The primary emotions, for which we have the most data and produce the best results, are: neutral, angry, excited, content, sad, and scared. The complete list of available emotions is: happy, excited, enthusiastic, elated, euphoric, triumphant, amazed, surprised, flirtatious, joking/comedic, curious, content, peaceful, serene, calm, grateful, affectionate, trust, sympathetic, anticipation, mysterious, angry, mad, outraged, frustrated, agitated, threatened, disgusted, contempt, envious, sarcastic, ironic, sad, dejected, melancholic, disappointed, hurt, guilty, bored, tired, rejected, nostalgic, wistful, apologetic, hesitant, insecure, confused, resigned, anxious, panicked, alarmed, scared, neutral, proud, confident, distant, skeptical, contemplative, determined.

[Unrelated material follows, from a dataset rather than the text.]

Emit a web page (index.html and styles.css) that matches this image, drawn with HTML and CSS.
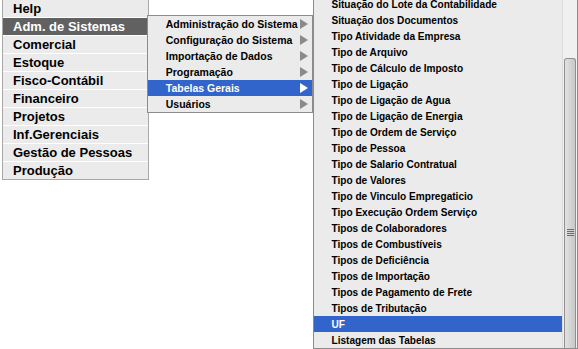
FILE: index.html
```html
<!DOCTYPE html>
<html lang="pt-BR">
<head>
  <meta charset="UTF-8" />
  <title>Menu</title>
  <link rel="stylesheet" href="styles.css">
</head>
<body>
  <div class="menus">
    <ul class="menu menu-main">
      <li>Help</li>
      <li class="open">Adm. de Sistemas</li>
      <li>Comercial</li>
      <li>Estoque</li>
      <li>Fisco-Contábil</li>
      <li>Financeiro</li>
      <li>Projetos</li>
      <li>Inf.Gerenciais</li>
      <li>Gestão de Pessoas</li>
      <li>Produção</li>
    </ul>

    <ul class="menu menu-sub">
      <li class="has-sub">Administração do Sistema</li>
      <li class="has-sub">Configuração do Sistema</li>
      <li class="has-sub">Importação de Dados</li>
      <li class="has-sub">Programação</li>
      <li class="has-sub active">Tabelas Gerais</li>
      <li class="has-sub">Usuários</li>
    </ul>

    <div class="menu-list">
      <ul class="menu menu-items">
        <li>Situação do Lote da Contabilidade</li>
        <li>Situação dos Documentos</li>
        <li>Tipo Atividade da Empresa</li>
        <li>Tipo de Arquivo</li>
        <li>Tipo de Cálculo de Imposto</li>
        <li>Tipo de Ligação</li>
        <li>Tipo de Ligação de Agua</li>
        <li>Tipo de Ligação de Energia</li>
        <li>Tipo de Ordem de Serviço</li>
        <li>Tipo de Pessoa</li>
        <li>Tipo de Salario Contratual</li>
        <li>Tipo de Valores</li>
        <li>Tipo de Vinculo Empregaticio</li>
        <li>Tipo Execução Ordem Serviço</li>
        <li>Tipos de Colaboradores</li>
        <li>Tipos de Combustíveis</li>
        <li>Tipos de Deficiência</li>
        <li>Tipos de Importação</li>
        <li>Tipos de Pagamento de Frete</li>
        <li>Tipos de Tributação</li>
        <li class="active">UF</li>
        <li>Listagem das Tabelas</li>
      </ul>
      <div class="scrollbar">
        <div class="thumb"><span class="grip"></span></div>
      </div>
    </div>
  </div>
</body>
</html>
```

FILE: styles.css
```css
* {
  box-sizing: border-box;
}

body {
  margin: 0;
  background-color: #fff;
  font-family: "Liberation Sans", Arial, sans-serif;
  color: #000;
  overflow: hidden;
  height: 349px;
}

.menus {
  display: flex;
  align-items: flex-start;
  padding-left: 2px;
}

.menu {
  list-style: none;
  margin: 0;
  padding: 0;
  background-color: #ebebeb;
}

/* Menu principal */
.menu-main {
  width: 147px;
  border: 1px solid #a8a8a8;
  border-top: none;
  font-size: 13px;
  font-weight: bold;
}

.menu-main li {
  height: 18px;
  line-height: 17px;
  padding-left: 10px;
  border-bottom: 1px solid #fff;
}

.menu-main li:last-child {
  border-bottom: none;
  height: 17px;
}

.menu-main li.open {
  background-color: #616161;
  color: #fff;
}

/* Submenu */
.menu-sub {
  width: 167px;
  margin-left: -2px;
  margin-top: 15px;
  border: 1px solid #8c8c8c;
  font-size: 10.5px;
  font-weight: bold;
  position: relative;
  z-index: 1;
}

.menu-sub li {
  height: 16px;
  line-height: 16px;
  padding-left: 18px;
  position: relative;
}

.menu-sub li.has-sub::after {
  content: "";
  position: absolute;
  right: 4px;
  top: 3px;
  border-left: 8px solid #8a8a8a;
  border-top: 5px solid transparent;
  border-bottom: 5px solid transparent;
}

.menu-sub li.active {
  background-color: #3265cc;
  color: #fff;
}

.menu-sub li.active::after {
  border-left-color: #fff;
}

/* Lista de tabelas */
.menu-list {
  display: flex;
  margin-top: -5px;
  border: 1px solid #8c8c8c;
  background-color: #ebebeb;
  width: 265px;
  height: 354px;
}

.menu-items {
  flex: 1;
  font-size: 10.1px;
  font-weight: bold;
}

.menu-items li {
  height: 16px;
  line-height: 17px;
  padding-left: 17px;
}

.menu-items li.active {
  background-color: #3265cc;
  color: #fff;
}

.scrollbar {
  width: 15px;
  background-color: #f0f0f0;
  border-left: 1px solid #dcdcdc;
  padding: 62px 1px 0 1px;
}

.thumb {
  height: 100%;
  border: 1px solid #8f8f8f;
  border-bottom: none;
  border-radius: 3px 3px 0 0;
  background: linear-gradient(to right, #e2e2e2, #d4d4d4 50%, #c8c8c8);
  display: flex;
  justify-content: center;
  padding-top: 170px;
}

.grip {
  width: 7px;
  height: 7px;
  background: repeating-linear-gradient(to bottom, #6d6d6d 0 1px, transparent 1px 2px);
}
```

The Voices with the best emotional response are:
  • Leo (id: 0834f3df-e650-4766-a20c-5a93a43aa6e3)
  • Jace (id: 6776173b-fd72-460d-89b3-d85812ee518d)
  • Kyle (id: c961b81c-a935-4c17-bfb3-ba2239de8c2f)
  • Gavin (id: f4a3a8e4-694c-4c45-9ca0-27caf97901b5)
  • Maya (id: cbaf8084-f009-4838-a096-07ee2e6612b1)
  • Tessa (id: 6ccbfb76-1fc6-48f7-b71d-91ac6298247b)
  • Dana (id: cc00e582-ed66-4004-8336-0175b85c85f6)
  • Marian (id: 26403c37-80c1-4a1a-8692-540551ca2ae5)
View the full list of emotive Voices on our Voice Library with voices tagged ‘Emotive’. You can also use SSML tags for emotions, for example: <emotion value="angry" /> How dare you speak to me like I'm just a robot!

Nonverbalisms

Insert [laughter]in your transcript to make the model laugh. In the future we plan to add more non-speech verbalisms like sighs and coughs.